1970年南米チリにおいて、世界初の民主的選挙による社会主義政権が誕生するが、その政権は1973年9月11日に軍事クーデターにより覆されてしまう(もう一つの9・11)。ピノチェト将軍は、その後、大統領となり、「左翼狩り」と弾圧、強権政治を行っていく。その背後には、反共政策を支援する合衆国がいたことを忘れてはならない。

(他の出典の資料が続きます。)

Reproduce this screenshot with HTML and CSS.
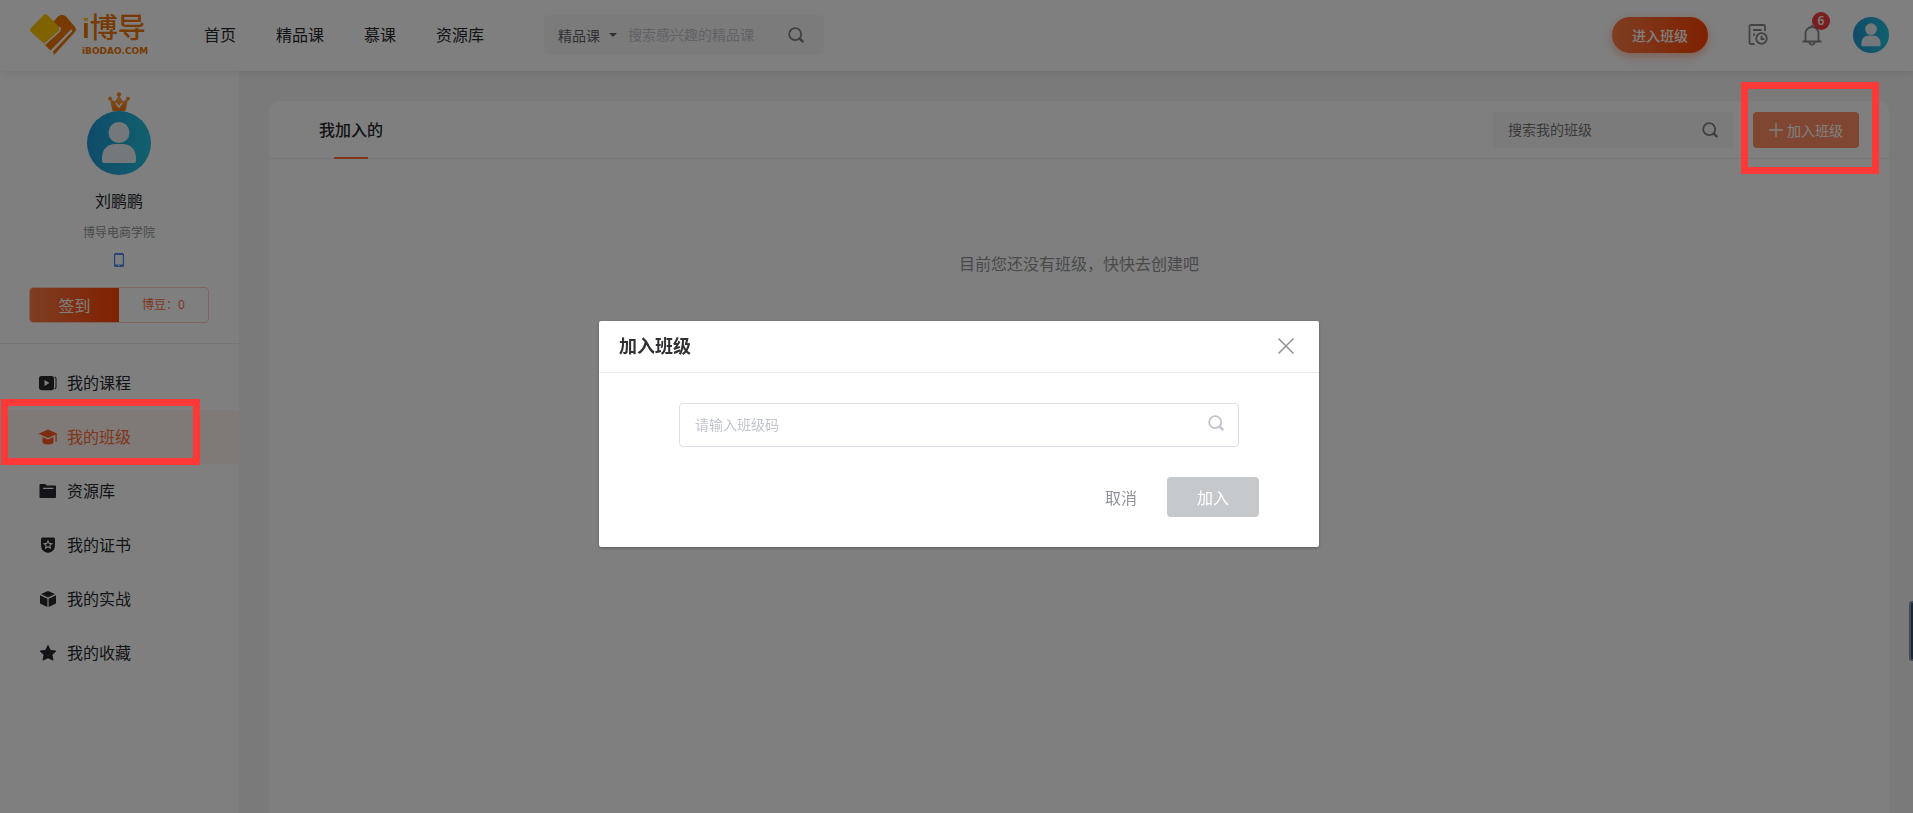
FILE: index.html
```html
<!DOCTYPE html>
<html lang="zh-CN">
<head>
    <meta charset="UTF-8">
    <meta name="viewport" content="width=device-width, initial-scale=1.0">
    <title>我的班级 - i博导</title>
    <link rel="stylesheet" href="styles.css">
</head>
<body>
    <svg class="sprite" aria-hidden="true">
        <symbol id="icon-search" viewBox="0 0 16 16">
            <circle cx="7.2" cy="7.2" r="6" fill="none" stroke="currentColor" stroke-width="1.8"/>
            <path d="M12 12l2.600 2.400" fill="none" stroke="currentColor" stroke-width="2.4" stroke-linecap="round"/>
        </symbol>
        <linearGradient id="avatarFill" x1="0" y1="0" x2="1" y2="0">
            <stop offset="0" stop-color="#2196d3"/>
            <stop offset="1" stop-color="#22c0dc"/>
        </linearGradient>
        <symbol id="icon-avatar" viewBox="0 0 64 64">
            <circle cx="32" cy="32" r="32" fill="url(#avatarFill)"/>
            <circle cx="32" cy="21.500" r="10.500" fill="#e9f1f6"/>
            <path d="M15 50V47C15 38 21 33 28 33h8c7 0 13 5 13 14v3q0 2-3 2H18q-3 0-3-2z" fill="#e9f1f6"/>
        </symbol>
    </svg>

    <header class="header">
        <a class="logo" href="#">
            <svg class="logo-mark" viewBox="0 0 48 42">
                <path d="M19 14L29 2.500q4-3.500 8 0l9 10.500q2 3-.5 5.500L25 41l-1-3.500L43 17.500q1-2-1-2L21.500 36.500 15 30z" fill="#ee7500"/>
                <path d="M1.500 14.500L14 1.500q2.500-2.500 5 0l11.500 12q1.500 2.500-.5 5L16.500 31 1.500 17.500q-1.500-1.500 0-3z" fill="#ffc400"/>
                <path d="M30.500 13q1.500 2.500-.5 4.500L15.500 30.500" fill="none" stroke="#fff" stroke-width="1.500"/>
            </svg>
            <span class="logo-text">
                <span class="logo-name"><span class="logo-i">i</span>博导</span>
                <span class="logo-domain">iBODAO.COM</span>
            </span>
        </a>
        <nav class="nav">
            <a href="#">首页</a>
            <a href="#">精品课</a>
            <a href="#">慕课</a>
            <a href="#">资源库</a>
        </nav>
        <form class="site-search">
            <button type="button" class="search-type">精品课<span class="caret"></span></button>
            <input type="text" aria-label="搜索课程" placeholder="搜索感兴趣的精品课">
            <button type="button" class="icon-btn" aria-label="搜索"><svg class="icon"><use href="#icon-search"/></svg></button>
        </form>
        <div class="header-right">
            <button type="button" class="btn-enter">进入班级</button>
            <a class="header-icon" href="#" aria-label="记录">
                <svg viewBox="0 0 20 22" fill="none" stroke="currentColor" stroke-width="1.800">
                    <path d="M6.500 20H3q-1.500 0-1.500-1.500V2.500Q1.500 1 3 1h12.500Q17 1 17 2.500V7M5 6h8.500M5 10.500h2"/>
                    <circle cx="13.500" cy="14.500" r="5.300"/>
                    <path d="M13.500 11.800v3.200h2.800"/>
                </svg>
            </a>
            <a class="header-icon bell" href="#" aria-label="消息">
                <svg viewBox="0 0 20 22" fill="none" stroke="currentColor" stroke-width="1.800">
                    <path d="M.5 17.500h19M3.500 17.500V9.500a6.500 6.500 0 0 1 13 0v8M7 18.500q3 4.500 6 0M10 1v2"/>
                </svg>
                <span class="badge">6</span>
            </a>
            <a href="#" class="user" aria-label="个人中心"><svg><use href="#icon-avatar"/></svg></a>
        </div>
    </header>

    <div class="page">
        <aside class="sidebar">
            <div class="profile">
                <svg class="crown" viewBox="0 0 22 19">
                    <linearGradient id="crownFill" x1="0" y1="0" x2="0" y2="1">
                        <stop offset="0" stop-color="#ffa64d"/>
                        <stop offset="1" stop-color="#f07a10"/>
                    </linearGradient>
                    <g fill="url(#crownFill)">
                        <path d="M2 7l5 2.500L11 3l4 6.500L20 7l-2 10q-.3 2-2 2H6q-1.700 0-2-2z"/>
                        <circle cx="11" cy="2.200" r="2.200"/>
                        <circle cx="2" cy="6.500" r="2"/>
                        <circle cx="20" cy="6.500" r="2"/>
                    </g>
                    <path d="M8 11l3 4 3-4" fill="none" stroke="#fff" stroke-width="1.500"/>
                </svg>
                <svg class="avatar"><use href="#icon-avatar"/></svg>
                <div class="name">刘鹏鹏</div>
                <div class="school">博导电商学院</div>
                <svg class="phone" viewBox="0 0 10 14">
                    <path d="M1.500 0h7Q10 0 10 1.500v11q0 1.500-1.500 1.500h-7Q0 14 0 12.500v-11Q0 0 1.500 0zM1.200 2v9.500h7.600V2zM4.200 12.200v1h1.600v-1z" fill="#4a86e8" fill-rule="evenodd"/>
                </svg>
                <div class="sign">
                    <button type="button" class="sign-btn">签到</button>
                    <span class="beans">博豆：0</span>
                </div>
            </div>
            <nav class="menu">
                <a class="menu-item" href="#">
                    <svg viewBox="0 0 18 16"><path d="M2.500 1h10Q15 1 15 3v10q0 2-2 2.300H2.500Q0 15 0 13V3Q0 1 2.500 1zM5.500 5v6l5-3zM15.800 1.500q2 .5 1.700 2v9q0 1.500-1.700 2v-1.300q.7-.4.700-1V4q0-.8-.7-1.200z" fill="currentColor" fill-rule="evenodd"/></svg>
                    我的课程
                </a>
                <a class="menu-item active" href="#">
                    <svg viewBox="0 0 18 16"><path d="M9 .5L18.500 4.700 9 9-.5 4.700zM3.500 8L9 10.400 14.500 8v5q0 2.500-5.500 2.500T3.500 13zM16.500 5.500h1.200v7h-1.200z" fill="currentColor"/></svg>
                    我的班级
                    <span class="mark mark-menu"></span>
                </a>
                <a class="menu-item" href="#">
                    <svg viewBox="0 0 18 16"><path d="M1.500 1H6l2 1.500h8q1 0 1 1V14q0 1-1 1H1.500Q.5 15 .5 14V2q0-1 1-1zM4 4.800V6h10.500V4.800z" fill="currentColor" fill-rule="evenodd"/></svg>
                    资源库
                </a>
                <a class="menu-item" href="#">
                    <svg viewBox="0 0 18 16"><path d="M3.500.5h11q1.500 0 1.500 1.500v6q0 5-4 7-3 1.300-6 0-4-2-4-7V2Q2 .5 3.500.5z" fill="currentColor"/><path d="M9 4l1.200 2.400 2.600.3-1.900 1.800.5 2.600L9 9.900l-2.400 1.200.5-2.600-1.900-1.800 2.600-.3z" fill="none" stroke="#fff" stroke-width="1.100"/></svg>
                    我的证书
                </a>
                <a class="menu-item" href="#">
                    <svg viewBox="0 0 18 16"><path d="M9 0l7 3-7 3.500L2 3zM1 4.300l7.400 3.500V16L2 13q-1-.5-1-1.500zM17 4.300L9.600 7.800V16l6.400-3q1-.5 1-1.500z" fill="currentColor"/></svg>
                    我的实战
                </a>
                <a class="menu-item" href="#">
                    <svg viewBox="0 0 18 16"><path d="M9 .5l2.400 4.900 5.400.7-3.900 3.700 1 5.300L9 12.700l-4.900 2.400 1-5.300L1.200 6.100l5.400-.7z" fill="currentColor" stroke="currentColor" stroke-linejoin="round"/></svg>
                    我的收藏
                </a>
            </nav>
        </aside>

        <main class="content">
            <section class="card">
                <div class="card-head">
                    <h2 class="tab">我加入的</h2>
                    <form class="class-search">
                        <input type="text" aria-label="搜索我的班级" placeholder="搜索我的班级">
                        <button type="button" class="icon-btn" aria-label="搜索"><svg class="icon"><use href="#icon-search"/></svg></button>
                    </form>
                    <div class="join">
                        <button type="button" class="btn-join">
                            <svg viewBox="0 0 14 14"><path d="M7 0v14M0 7h14" stroke="currentColor" stroke-width="1.400"/></svg>
                            加入班级
                        </button>
                        <span class="mark mark-join"></span>
                    </div>
                </div>
                <p class="empty">目前您还没有班级，快快去创建吧</p>
            </section>
        </main>
    </div>

    <div class="side-handle"></div>

    <div class="overlay">
        <div class="dialog" role="dialog" aria-labelledby="dialogTitle">
            <div class="dialog-head">
                <h3 id="dialogTitle">加入班级</h3>
                <button type="button" class="close" aria-label="关闭">
                    <svg viewBox="0 0 16 16"><path d="M.5.5l15 15M15.500.5l-15 15" stroke="currentColor" stroke-width="1.500"/></svg>
                </button>
            </div>
            <form class="dialog-body">
                <div class="code-input">
                    <input type="text" aria-label="班级码" placeholder="请输入班级码">
                    <svg class="icon"><use href="#icon-search"/></svg>
                </div>
                <div class="dialog-actions">
                    <button type="button" class="btn-cancel">取消</button>
                    <button type="button" class="btn-submit">加入</button>
                </div>
            </form>
        </div>
    </div>
</body>
</html>
```

FILE: styles.css
```css
* {
    box-sizing: border-box;
}

body {
    margin: 0;
    height: 100vh;
    display: flex;
    flex-direction: column;
    overflow: hidden;
    font-family: "Open Sans", "Noto Sans CJK SC", sans-serif;
    font-size: 16px;
    line-height: 24px;
    color: #24292e;
    background: #f4f4f4;
}

a {
    color: inherit;
    text-decoration: none;
}

button,
input {
    font-family: inherit;
    border: 0;
    padding: 0;
    background: none;
    outline: none;
}

button {
    cursor: pointer;
}

svg {
    display: block;
    overflow: visible;
}

.sprite {
    position: absolute;
    width: 0;
    height: 0;
}

.icon {
    width: 16px;
    height: 16px;
}

.icon-btn {
    color: #7a7e85;
}

/* header */
.header {
    position: relative;
    z-index: 1;
    flex: none;
    display: flex;
    align-items: center;
    height: 71px;
    padding: 0 24px 1px 29px;
    background: #fff;
    box-shadow: 0 2px 10px rgba(0, 0, 0, 0.08);
}

.logo {
    display: flex;
    align-items: center;
    gap: 5px;
    width: 175px;
}

.logo-mark {
    width: 48px;
    height: 42px;
}

.logo-text {
    display: flex;
    flex-direction: column;
    color: #ee7500;
}

.logo-name {
    font-family: "Liberation Sans", "Noto Sans CJK SC", sans-serif;
    font-size: 28px;
    line-height: 32px;
    font-weight: 500;
}

.logo-i {
    font-weight: 700;
    color: transparent;
    background: linear-gradient(#ffc400 10px, #ee7500 10px);
    background-clip: text;
    -webkit-background-clip: text;
}

.logo-domain {
    font-family: "DejaVu Sans", sans-serif;
    font-size: 9px;
    line-height: 12px;
    font-weight: 700;
}

.nav {
    display: flex;
    gap: 40px;
}

.site-search {
    display: flex;
    align-items: center;
    width: 280px;
    height: 40px;
    margin-left: 60px;
    padding: 0 20px 0 14px;
    border-radius: 5px;
    background: #f7f7f7;
    font-size: 14px;
}

.search-type {
    display: flex;
    align-items: center;
    gap: 9px;
    margin-right: 11px;
    font-size: 14px;
    color: #606266;
}

.caret {
    border: 4px solid transparent;
    border-top-color: #606266;
    border-bottom: 0;
}

.site-search input,
.class-search input,
.code-input input {
    flex: 1;
    min-width: 0;
    font-size: 14px;
    line-height: 20px;
}

.site-search input::placeholder,
.code-input input::placeholder {
    color: #c0c4cc;
}

.header-right {
    display: flex;
    align-items: center;
    margin-left: auto;
}

.btn-enter {
    width: 96px;
    height: 36px;
    margin-right: 40px;
    border-radius: 18px;
    background: linear-gradient(90deg, #ff7b44, #ff4200);
    box-shadow: 0 3px 10px rgba(255, 80, 20, 0.4);
    color: #fff;
    font-size: 14px;
    font-weight: 500;
}

.header-icon {
    position: relative;
    margin-right: 34px;
    color: #82868c;
}

.header-icon svg {
    width: 20px;
    height: 22px;
}

.header-icon.bell {
    margin-right: 31px;
}

.badge {
    position: absolute;
    top: -12px;
    left: 10px;
    width: 18px;
    height: 18px;
    border-radius: 9px;
    background: #f03c3c;
    color: #fff;
    font-size: 12px;
    line-height: 18px;
    font-weight: 600;
    text-align: center;
}

.user svg {
    width: 36px;
    height: 36px;
}

/* layout */
.page {
    flex: 1;
    display: flex;
    min-height: 0;
}

.sidebar {
    flex: none;
    width: 239px;
    background: #fff;
}

.profile {
    display: flex;
    flex-direction: column;
    align-items: center;
    padding: 21px 30px 20px 29px;
    border-bottom: 1px solid #ececec;
}

.crown {
    width: 22px;
    height: 19px;
}

.avatar {
    width: 64px;
    height: 64px;
}

.name {
    margin-top: 14px;
}

.school {
    margin-top: 10px;
    font-size: 12px;
    line-height: 20px;
    color: #909399;
}

.phone {
    width: 10px;
    height: 14px;
    margin: 10px 0 20px;
}

.sign {
    display: flex;
    width: 100%;
    height: 36px;
    border: 1px solid #ffccb8;
    border-radius: 4px;
    overflow: hidden;
}

.sign-btn {
    flex: 1;
    font-size: 16px;
    color: #fff;
    background: linear-gradient(90deg, #ff7b44, #ff4200);
}

.beans {
    flex: 1;
    font-size: 12px;
    line-height: 34px;
    text-align: center;
    color: #ff6c37;
}

.menu {
    padding-top: 12px;
}

.menu-item {
    position: relative;
    display: flex;
    align-items: center;
    gap: 10px;
    height: 54px;
    padding-left: 39px;
}

.menu-item svg {
    width: 18px;
    height: 16px;
}

.menu-item.active {
    color: #ff6c37;
    background: #fff4f0;
}

.menu-item.active svg {
    color: #ff5a1f;
}

.content {
    flex: 1;
    display: flex;
    padding: 30px 24px 0 30px;
}

.card {
    flex: 1;
    background: #fff;
    border-radius: 10px 10px 0 0;
}

.card-head {
    display: flex;
    align-items: center;
    height: 58px;
    padding: 0 30px 0 50px;
    border-bottom: 1px solid #ececec;
}

.tab {
    position: relative;
    margin: 0;
    font-size: 16px;
    line-height: 58px;
    font-weight: 500;
}

.tab::after {
    content: "";
    position: absolute;
    left: 15px;
    right: 15px;
    bottom: 0;
    height: 2px;
    background: #ff6c37;
}

.class-search {
    display: flex;
    align-items: center;
    width: 240px;
    height: 36px;
    margin-left: auto;
    padding: 0 15px;
    background: #f7f7f7;
}

.class-search input::placeholder {
    color: #757575;
}

.join {
    position: relative;
    margin-left: 20px;
}

.btn-join {
    display: flex;
    align-items: center;
    justify-content: center;
    gap: 4px;
    width: 106px;
    height: 36px;
    border-radius: 4px;
    background: #ff8f64;
    color: #fff;
    font-size: 14px;
}

.btn-join svg {
    width: 14px;
    height: 14px;
}

.empty {
    margin: 93px 0 0;
    text-align: center;
    color: #909399;
}

/* red frames sit above the overlay */
.mark {
    position: absolute;
    z-index: 20;
    border: 7px solid #ff3838;
    pointer-events: none;
}

.mark-menu {
    top: -11px;
    bottom: -1px;
    left: 1px;
    right: 39px;
}

.mark-join {
    top: -30px;
    bottom: -26px;
    left: -12px;
    right: -20px;
}

.side-handle {
    position: fixed;
    top: 601px;
    right: 0;
    z-index: 20;
    width: 4px;
    height: 60px;
    border: 2px solid #3f4c57;
    border-right: 0;
    border-radius: 3px 0 0 3px;
    background: #1c2733;
}

/* dialog */
.overlay {
    position: fixed;
    inset: 0;
    z-index: 10;
    display: flex;
    justify-content: center;
    align-items: flex-start;
    padding: 321px 0 0 5px;
    background: rgba(0, 0, 0, 0.5);
}

.dialog {
    width: 720px;
    border-radius: 2px;
    background: #fff;
    box-shadow: 0 1px 3px rgba(0, 0, 0, 0.3);
}

.dialog-head {
    display: flex;
    align-items: center;
    justify-content: space-between;
    height: 52px;
    padding: 0 25px 1px 20px;
    border-bottom: 1px solid #ebeef0;
}

.dialog-head h3 {
    margin: 0;
    font-size: 18px;
    font-weight: 700;
    color: #303133;
}

.close {
    color: #909399;
}

.close svg {
    width: 16px;
    height: 16px;
}

.dialog-body {
    padding: 30px 60px 30px 80px;
}

.code-input {
    display: flex;
    align-items: center;
    height: 44px;
    margin-right: 20px;
    padding: 0 14px 0 15px;
    border: 1px solid #dcdfe6;
    border-radius: 4px;
    color: #c0c4cc;
}

.code-input .icon {
    margin-bottom: 4px;
}

.dialog-actions {
    display: flex;
    justify-content: flex-end;
    gap: 30px;
    margin-top: 30px;
}

.btn-cancel {
    font-size: 16px;
    color: #909399;
}

.btn-submit {
    width: 92px;
    height: 40px;
    border-radius: 4px;
    background: #c5c9cc;
    color: #fff;
    font-size: 16px;
}
```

冷戦の終結が見え始めた一九八八年、独裁政権への国際批判も高まっていく。ピノチェトは政権の正当化を図るべく、政権の存続を認めるか否かの国民投票を実施することを決め、賛否両派が27日間、毎日15分間テレビキャンペーンを展開することとなった。映画は、その前後をドキュメンタリー・タッチで描く。
広告マン、レネは「NO」陣営に雇われる。レネが雇われる前、彼らは、これが「出来レース」だと認めながら、独裁政権の残虐さを訴える機会ととらえ、番組を制作していた。それは暗く重いトーンに満ちていた。しかしレネは、「やるからには勝つ。勝つためには、明るく希望を感じさせるものを」と訴える。日増しに「NO」支持者は増えていくように見える中、投票日を迎えることとなる。
戦略会議での会話。「(勝つのは)どの程度に不可能なのか」と問われると、「奇跡レベル。必要なのは奇跡。つまり神」と誰かが答える。そして日本語字幕には「信心。それが国を変える。チリに必要なのは神業よ」と出るが、ここはやはり、「信仰(La fe)。それが国を変える。チリに必要なのは神の業よ」と訳したい。「人間には不可能でも、神ならばそれをできる」と信じているのだ。